January 14, 2008 - May 31, 2008
Tuesday, May 26, 2009
So, here we are.....in the 51st week after Jacob's death (I didn't really count....I just know there are 52 weeks in a year so I did the math). There aren't many weeks that I play back in my mind, but this one is just too significant not to.....it was his week of lasts.....and although we were blessed with so many firsts and seconds and thirds, it's the thought of his lasts that overwhelm so many of those thoughts. His last birthday celebration where his older brothers leaned over his sweetly sleeping body and sang happy birthday ever so softly as to not disturb him. His last cardiologist appointment. His last doctor's appointment (of so many) where we expected him to overcome since that was what he always did. His last nurse's visit. His last bath. His last visitors. His last night with his mama on the couch. His last blog entry. His last boys night. His last snuggle on his mama's chest. His last kiss from his mama. His last breath.... (the thought of it....since I missed it). Overwhelming. Everyday it is overwhelming. Every night before I fall asleep I fight the overwhelming thought of "this actually happened." I don't need a date to remind me that I miss my sweet boy. I don't need a calendar to tell me when to weep....we just deal as we go. I just know that there is something missing. A mother's job is to be needed and busy among her children....I no longer have that earthly job with Jacob physically and I haven't for the past year but it is a job that I will forever feel I need to fulfill. So although he had all his lasts just about a year ago, his memory is forever lasting in the hearts of those who love him and who have been changed by his 138 days on earth. God continues to use Jacob's life for His glory even today, almost a year after he has passed. So Jacob hasn't touched his last heart.....he is lasting, remaining safe in the arms of Jesus, where he will be.....until I get there and snatch him up! :) And my precious boy lasts here in my heart and the hearts of others until our last days. I know my last tear has not fallen for my sweet tiny boy....there will be many more....I'm taking one day at a time, until we reach our last.
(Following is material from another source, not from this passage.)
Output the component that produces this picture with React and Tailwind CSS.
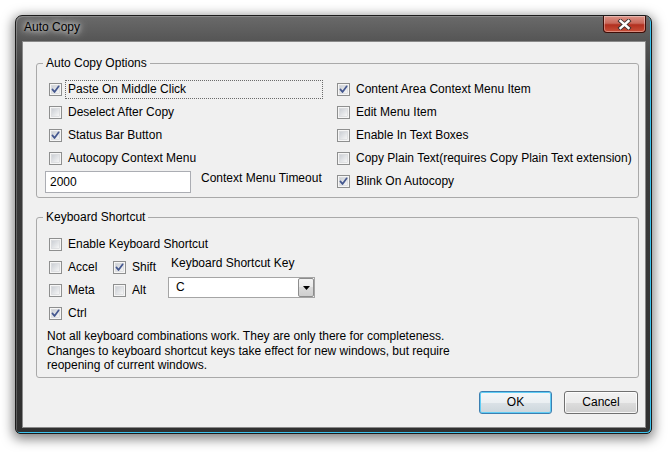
import React from "react";

let gid = 0;

function Cb({ checked }) {
  const id = React.useMemo(() => "cbg" + gid++, []);
  return (
    <svg width="13" height="13" viewBox="0 0 13 13" className="shrink-0">
      <defs>
        <linearGradient id={id} x1="0" y1="0" x2="1" y2="1">
          <stop offset="0" stopColor="#c9cdd3" />
          <stop offset="1" stopColor="#f8f8f8" />
        </linearGradient>
      </defs>
      <rect x="0.5" y="0.5" width="12" height="12" fill="#f6f6f6" stroke="#8e8f8f" />
      <rect x="2.5" y="2.5" width="8" height="8" fill={`url(#${id})`} stroke="#d2d4d7" strokeWidth="0.6" />
      {checked && (
        <path
          d="M3.4 6.4 L5.5 9 L9.7 3.3"
          fill="none"
          stroke="#44578f"
          strokeWidth="1.7"
          strokeLinecap="round"
          strokeLinejoin="round"
        />
      )}
    </svg>
  );
}

function Row({ checked, label, focus }) {
  return (
    <div className="flex h-[23px] items-center">
      <Cb checked={checked} />
      <span
        className={
          focus
            ? "ml-[3px] w-[258px] whitespace-nowrap border border-dotted border-[#6a6a6a] px-[2px] leading-[17px]"
            : "ml-[3px] whitespace-nowrap border border-transparent px-[2px] leading-[17px]"
        }
      >
        {label}
      </span>
    </div>
  );
}

function Btn({ children, def }) {
  return (
    <div
      className={
        def
          ? "flex h-[23px] w-[73px] items-center justify-center rounded-[3px] border border-[#3c7fb1] bg-[linear-gradient(180deg,#f4f7f9_0%,#ebeff2_50%,#dbe2e7_50%,#ccd6dc_100%)] leading-[15px] shadow-[inset_0_0_0_1px_#60cdf5]"
          : "flex h-[23px] w-[74px] items-center justify-center rounded-[3px] border border-[#707070] bg-[linear-gradient(180deg,#f2f2f2_0%,#ebebeb_50%,#dddddd_50%,#cfcfcf_100%)] leading-[15px] shadow-[inset_0_0_0_1px_rgba(255,255,255,0.8)]"
      }
    >
      {children}
    </div>
  );
}

export default function App() {
  return (
    <div className="h-[452px] w-[670px] overflow-hidden bg-white pl-[15px] pt-[15px] font-[family-name:'Liberation_Sans',Arial,sans-serif] text-[12px] text-black">
      <div className="flex h-[419px] w-[637px] flex-col rounded-t-[7px] rounded-b-[5px] border border-[#1c1c1c] bg-[linear-gradient(180deg,#6a6a6a_0px,#565656_24px,#3f3f3f_60px,#303030_100%)] shadow-[inset_-1px_-1px_0_#3cc3ee,inset_1px_1px_0_rgba(255,255,255,0.22),0_3px_12px_2px_rgba(0,0,0,0.5)]">
        {/* Title bar */}
        <div className="flex h-[25px] justify-between">
          <span className="ml-[8px] mt-[4px] h-[15px] leading-[15px] [text-shadow:0_0_10px_rgba(255,255,255,0.9),0_0_5px_rgba(255,255,255,0.85)]">
            Auto Copy
          </span>
          <div className="mr-[5px] flex h-[17px] w-[43px] items-center justify-center rounded-b-[4px] border border-t-0 border-[#3e0d07] bg-[linear-gradient(180deg,#dc9488_0%,#c9685a_45%,#b2301f_55%,#c8503a_100%)] shadow-[inset_0_0_0_1px_rgba(255,255,255,0.35)]">
            <svg width="15" height="11" viewBox="0 0 15 11">
              <path d="M3.5 2 L11.5 9 M11.5 2 L3.5 9" stroke="#3b302f" strokeWidth="4.2" strokeLinecap="square" />
              <path d="M3.5 2 L11.5 9 M11.5 2 L3.5 9" stroke="#ffffff" strokeWidth="2.4" strokeLinecap="square" />
            </svg>
          </div>
        </div>

        {/* Client area */}
        <div className="mb-[5px] ml-[6px] mr-[5px] flex flex-1 flex-col border border-[#8a8a8a] bg-[#f0f0f0] pl-[13px] pr-[6px] pt-[14px]">
          {/* Auto Copy Options */}
          <fieldset className="rounded-[3px] border border-[#a9a9a9] pb-[4px] pl-[12px] pt-[7px]">
            <legend className="ml-[-6px] px-[3px] leading-[15px]">Auto Copy Options</legend>
            <div className="grid grid-cols-[288px_1fr]">
              <div className="flex flex-col">
                <Row checked label="Paste On Middle Click" focus />
                <Row label="Deselect After Copy" />
                <Row checked label="Status Bar Button" />
                <Row label="Autocopy Context Menu" />
                <div className="flex h-[23px] items-start">
                  <div className="ml-[-4px] mt-[1px] h-[22px] w-[146px] border border-[#abadb3] bg-white pl-[4px] leading-[20px]">
                    2000
                  </div>
                  <span className="ml-[10px] mt-[1px] whitespace-nowrap leading-[15px]">Context Menu Timeout</span>
                </div>
              </div>
              <div className="flex flex-col">
                <Row checked label="Content Area Context Menu Item" />
                <Row label="Edit Menu Item" />
                <Row label="Enable In Text Boxes" />
                <Row label="Copy Plain Text(requires Copy Plain Text extension)" />
                <Row checked label="Blink On Autocopy" />
              </div>
            </div>
          </fieldset>

          {/* Keyboard Shortcut */}
          <fieldset className="mt-[12px] rounded-[3px] border border-[#a9a9a9] pb-[4px] pl-[12px] pt-[8px]">
            <legend className="ml-[-6px] px-[3px] leading-[15px]">Keyboard Shortcut</legend>
            <Row label="Enable Keyboard Shortcut" />
            <div className="flex">
              <div className="grid grid-cols-[64px_55px]">
                <Row label="Accel" />
                <Row checked label="Shift" />
                <Row label="Meta" />
                <Row label="Alt" />
                <Row checked label="Ctrl" />
              </div>
              <div className="flex flex-col">
                <span className="pl-[3px] leading-[15px]">Keyboard Shortcut Key</span>
                <div className="mt-[6px] flex h-[21px] w-[147px] items-center border border-[#a5a5a5] bg-white">
                  <span className="flex-1 pl-[7px] leading-[15px]">C</span>
                  <div className="flex h-[19px] w-[16px] items-center justify-center rounded-[2px] border border-[#8d8d8d] bg-[linear-gradient(180deg,#f3f3f3_0%,#e9e9e9_50%,#dadada_50%,#cfcfcf_100%)]">
                    <svg width="7" height="4" viewBox="0 0 7 4">
                      <path d="M0 0 H7 L3.5 4 Z" fill="#000" />
                    </svg>
                  </div>
                </div>
              </div>
            </div>
            <p className="ml-[-2px] mt-[4px] whitespace-nowrap leading-[14.5px]">
              Not all keyboard combinations work. They are only there for completeness.
              <br />
              Changes to keyboard shortcut keys take effect for new windows, but require
              <br />
              reopening of current windows.
            </p>
          </fieldset>

          {/* Buttons */}
          <div className="mr-[1px] mt-[13px] flex justify-end gap-[12px]">
            <Btn def>OK</Btn>
            <Btn>Cancel</Btn>
          </div>
        </div>
      </div>
    </div>
  );
}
"For you created my inmost being; you knit me together in my mother's womb. I praise you because I am fearfully and wonderfully made; your works are wonderful, I know that full well. My frame was not hidden from you when I was made in the secret place. When I was woven together in the depths of the earth, your eyes saw my unformed body. All the days ordained for me were written in your book before one of them came to be."